Managing Up

A critical skill for upping your game

A Forbes article published April 7, 2026, argues that “managing up” is a leadership skill that can drive career success. “Managing up” means understanding your leader’s goals, communicating with them clearly, anticipating their needs, and aligning your work with their bigger mission.

What this looks like for QBs who are still playing

For quarterbacks, “managing up” is really about helping the people above you lead you better because you understand what they need, and they understand that you are “on board.” For a current QB, that can mean understanding (and making clear that you understand) what your coordinator has emphasized, what your head coach values in decision-making, and what your position coach needs to trust you on game day.

A playing QB can use “managing up” by showing up with answers, not just questions; understanding weekly priorities; and making sure coaches never have to wonder whether you grasp the gameplan. Managing up also means reading what matters most to the staff in a given week. When you know the real priority, you can align your preparation and your voice with it.

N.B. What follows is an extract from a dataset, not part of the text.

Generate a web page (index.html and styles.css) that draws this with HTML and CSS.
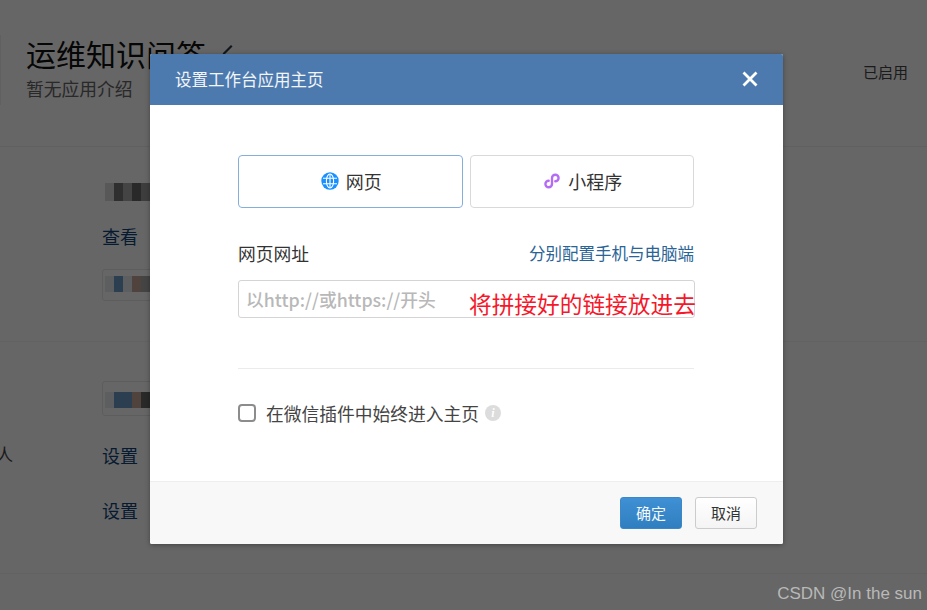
FILE: index.html
```html
<!DOCTYPE html>
<html lang="zh">
<head>
<meta charset="utf-8">
<title>设置工作台应用主页</title>
<link rel="stylesheet" href="styles.css">
</head>
<body>
<div class="page">
  <header class="app-head">
    <span class="app-rule"></span>
    <div class="app-info">
      <h1 class="app-name">运维知识问答 <svg class="pencil" width="16" height="16" viewBox="0 0 16 16"><path d="M3 14l1-3 8-8 1.500 1.500-8 8z" fill="#2b3a4a"/></svg></h1>
      <p class="app-desc">暂无应用介绍</p>
    </div>
    <span class="app-state">已启用</span>
  </header>
  <section class="sec sec-a">
    <div class="mosaic mosaic-a"><i class="m1"></i><i class="m2"></i><i class="m3"></i><i class="m4"></i><i class="m5"></i><i class="m4"></i></div>
    <a class="link link-view">查看</a>
    <div class="chip"><div class="mosaic"><i class="m9"></i><i class="m6"></i><i class="m9"></i><i class="m7"></i><i class="m8"></i></div></div>
  </section>
  <section class="sec sec-b">
    <div class="chip chip-b"><div class="mosaic"><i class="m9"></i><i class="m6"></i><i class="m6"></i><i class="m7"></i><i class="m4"></i></div></div>
    <div class="row row-first"><span class="row-label">人</span><a class="link">设置</a></div>
    <div class="row row-second"><span class="row-label"></span><a class="link">设置</a></div>
  </section>
</div>

<div class="mask"></div>

<div class="dialog">
  <div class="dialog-head">
    <span class="dialog-title">设置工作台应用主页</span>
    <svg class="close" width="18" height="18" viewBox="0 0 18 18"><path d="M2.5 2.5l13 13M15.500 2.500l-13 13" stroke="#fff" stroke-width="2.8" fill="none"/></svg>
  </div>
  <div class="dialog-body">
    <div class="tabs">
      <div class="tab tab-active">
        <svg width="18" height="18" viewBox="0 0 18 18"><circle cx="9" cy="9" r="8.700" fill="#1890ff"/><g fill="none" stroke="#fff" stroke-width="1.100"><ellipse cx="9" cy="9" rx="3.600" ry="7"/><path d="M2 6.300h14M2 11.700h14M9 2v14"/></g></svg>
        <span>网页</span>
      </div>
      <div class="tab">
        <svg width="18" height="18" viewBox="0 0 18 18"><path d="M9 6v6a3.300 3.300 0 1 1-3.300-3.300M9 12V6a3.300 3.300 0 1 1 3.300 3.300" fill="none" stroke="#b56cf5" stroke-width="2.400" stroke-linecap="round"/></svg>
        <span>小程序</span>
      </div>
    </div>
    <div class="field-head">
      <label class="field-label">网页网址</label>
      <a class="field-link">分别配置手机与电脑端</a>
    </div>
    <input class="url-input" type="text" placeholder="以http://或https://开头">
    <hr class="divider">
    <div class="check-row">
      <span class="check"></span>
      <span>在微信插件中始终进入主页</span>
      <span class="info">i</span>
    </div>
  </div>
  <div class="dialog-foot">
    <button class="btn btn-primary">确定</button>
    <button class="btn">取消</button>
  </div>
</div>

<div class="note">将拼接好的链接放进去</div>
<div class="watermark">CSDN @In the sun</div>
</body>
</html>
```
FILE: styles.css
```css
* { box-sizing: border-box; }
html, body { margin: 0; height: 100%; }
body {
  width: 927px;
  height: 610px;
  overflow: hidden;
  position: relative;
  background: #fff;
  font-family: "Noto Sans CJK SC", "Liberation Sans", sans-serif;
  color: #333;
}
.page { height: 610px; }

.app-head {
  height: 147px;
  padding: 35px 19px 0 0;
  border-bottom: 1px solid #f0f0f0;
  display: flex;
  align-items: flex-start;
}
.app-rule {
  width: 1px;
  height: 70px;
  margin-right: 25px;
  background: #f0f0f0;
}
.app-info { flex: 1; }
.app-name {
  margin: 0;
  font-size: 30px;
  line-height: 36px;
  font-weight: 400;
  color: #111;
  display: flex;
  align-items: center;
  gap: 4px;
}
.pencil { margin: -6px 0 0 9px; }
.app-desc { margin: 5px 0 0; font-size: 17.750px; line-height: 24px; color: #666; }
.app-state { margin-top: 27px; font-size: 15px; line-height: 20px; color: #444; }

.sec { padding-left: 102px; }
.sec-a { height: 195px; padding-top: 36px; border-bottom: 1px solid #f4f4f4; }
.sec-b { height: 232px; padding-top: 39px; border-bottom: 1px solid #f4f4f4; }

.mosaic { display: flex; }
.mosaic i { display: block; width: 9px; height: 16px; }
.mosaic-a { margin-left: 3px; }
.mosaic-a i { height: 18px; }
.m1 { background: #ddd; }
.m2 { background: #777; }
.m3 { background: #aaa; }
.m4 { background: #666; }
.m5 { background: #999; }
.m6 { background: #6f9dc8; }
.m7 { background: #c8a89a; }
.m8 { background: #aaa; }
.m9 { background: #e8ecf0; }

.link {
  display: block;
  font-size: 18px;
  line-height: 26px;
  color: #10457a;
}
.link-view { margin-top: 22px; }

.chip {
  width: 60px;
  height: 32px;
  margin-top: 20px;
  padding: 6px 0 0 2px;
  border: 1px solid #e8e8e8;
  border-radius: 3px;
}
.chip-b { height: 35px; margin-top: 0; padding-top: 10px; }

.row { display: flex; margin-left: -102px; }
.row-label {
  width: 102px;
  font-size: 17px;
  line-height: 24px;
  color: #444;
  text-indent: -4px;
}
.row-first { margin-top: 26px; }
.row-second { margin-top: 29px; }

.mask {
  position: absolute;
  inset: 0;
  background: rgba(0, 0, 0, .6);
}

.dialog {
  position: absolute;
  left: 150px;
  top: 54px;
  width: 633px;
  height: 490px;
  background: #fff;
  border-radius: 2px;
  box-shadow: 0 1px 5px rgba(0, 0, 0, .35);
  display: flex;
  flex-direction: column;
  overflow: hidden;
}
.dialog-head {
  height: 51px;
  flex: none;
  padding: 0 24px 0 25px;
  background: #4d7aae;
  color: #f2f5f9;
  display: flex;
  align-items: center;
  justify-content: space-between;
}
.dialog-title { font-size: 16.500px; line-height: 24px; margin-top: -1px; }
.close { margin-top: -1px; }

.dialog-body { flex: 1; padding: 50px 89px 0 88px; }
.tabs { display: flex; gap: 7px; }
.tab {
  flex: 1;
  height: 53px;
  padding: 0 0 2px 2px;
  border: 1px solid #d9d9d9;
  border-radius: 4px;
  display: flex;
  align-items: center;
  justify-content: center;
  gap: 7px;
  font-size: 18px;
  color: #333;
}
.tab-active { border-color: #86aedb; }

.field-head {
  margin-top: 33px;
  height: 26px;
  display: flex;
  justify-content: space-between;
  align-items: center;
}
.field-label { font-size: 17.750px; line-height: 26px; color: #333; margin-top: -2px; }
.field-link { font-size: 16.500px; line-height: 26px; color: #2a6496; margin-top: -2px; }

.url-input {
  display: block;
  width: 457px;
  height: 38px;
  margin-top: 13px;
  padding: 0 7px;
  border: 1px solid #d4d4d4;
  border-radius: 3px;
  outline: none;
  font-family: "Noto Sans CJK SC", "Liberation Sans", sans-serif;
  font-size: 17.800px;
  color: #333;
}
.url-input::placeholder { color: #b8b8b8; opacity: 1; font-weight: 500; }

.divider { margin: 50px 0 0; border: 0; border-top: 1px solid #ebebeb; }

.check-row {
  margin-top: 31px;
  height: 26px;
  display: flex;
  align-items: center;
  font-size: 17.750px;
  color: #444;
}
.check {
  width: 18px;
  height: 18px;
  margin-right: 10px;
  border: 2px solid #8c8c8c;
  border-radius: 4px;
}
.info {
  width: 16px;
  height: 16px;
  margin-left: 6px;
  border-radius: 50%;
  background: #dcdcdc;
  color: #fff;
  font: italic 700 12px/16px "Liberation Serif", serif;
  text-align: center;
}

.dialog-foot {
  height: 63px;
  flex: none;
  padding: 15px 26px 0 0;
  background: #f8f8f8;
  border-top: 1px solid #eee;
  display: flex;
  justify-content: flex-end;
  gap: 13px;
}
.btn {
  width: 62px;
  height: 32px;
  padding: 0 0 2px;
  border: 1px solid #ccc;
  border-radius: 3px;
  background: linear-gradient(#fff, #f4f4f4);
  font-family: "Noto Sans CJK SC", "Liberation Sans", sans-serif;
  font-size: 15px;
  color: #333;
}
.btn-primary {
  border-color: #3c87c6;
  background: linear-gradient(#3f90d4, #2f7fc0);
  color: #f4f8fc;
}

.note {
  position: absolute;
  left: 469px;
  top: 287px;
  font-size: 22.700px;
  line-height: 34px;
  color: #f5182a;
  white-space: nowrap;
}
.watermark {
  position: absolute;
  right: 5px;
  top: 584px;
  font-family: "Liberation Sans", sans-serif;
  font-size: 17px;
  line-height: 20px;
  color: #b9b9b9;
}
```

What this looks like for QBs who have moved on

Once football ends, many former QBs discover that “managing up” is one of the most transferable skills they own. The best former players often know how to absorb coaching, translate complex information fast, stay calm under pressure, and communicate across a team. In business, those same habits become: knowing your manager’s goals, surfacing issues early, adapting to different communication styles, and making your leader’s job easier without losing your own voice.

For a former QB now in a business role, managing up can mean learning how your boss (or lead investor) thinks, bringing them solutions instead of surprises, and making it easier for them to rely on you: anticipate their needs, provide them with information before you are asked, and adapt your communication to what helps them make decisions.

Former QBs may have an extra advantage here because they already understand hierarchy without being passive inside it. That is exactly what managing up looks like in a company or organization. You learn the mission, understand how decisions get made, and give leaders the information and steadiness they need to lead well. Young QBs applying for roles can also emphasize this as a skill learned as a QB.

Where this shows up in the Red Zone

This topic connects strongly to several QB Connections Essential Strengths and Skills. It calls for Humility, because you have to care about helping another leader succeed. It requires Empathy, because you have to understand how your coach, boss, or supervisor sees pressure and risk. It depends on Accountability and Being Consistent, because trust is built when your communication and preparation are dependable. It also leans heavily on Communicating Clearly, Analyzing Situations, Aligning People, Listening Intently, and Pursuing Feedback. Those are not just work skills; they are quarterback skills that travel.

A practical takeaway for current QBs

This week, ask yourself: What does my coach most need from me right now? Then answer it in three parts: what they need me to know, what they need me to communicate, and what they need me to embody. That might be command in the huddle, clean operation, emotional steadiness, or ownership of the game plan. When you meet that need consistently, you are not just playing quarterback — you are leading upward.

A practical takeaway for former QBs

In your next meeting with a supervisor or key stakeholder, walk in ready to answer three questions before they ask them: What matters most right now? What risk should we see early? What decision do you need from me? That habit turns you from a talented contributor into a trusted partner. And trust, in football and beyond, is what expands responsibility.

Bottom line

Managing up is about understanding leadership well enough to manage yourself so you serve the mission, strengthen trust, and help the team function better. That skillset is important from the QB Room to the Board Room.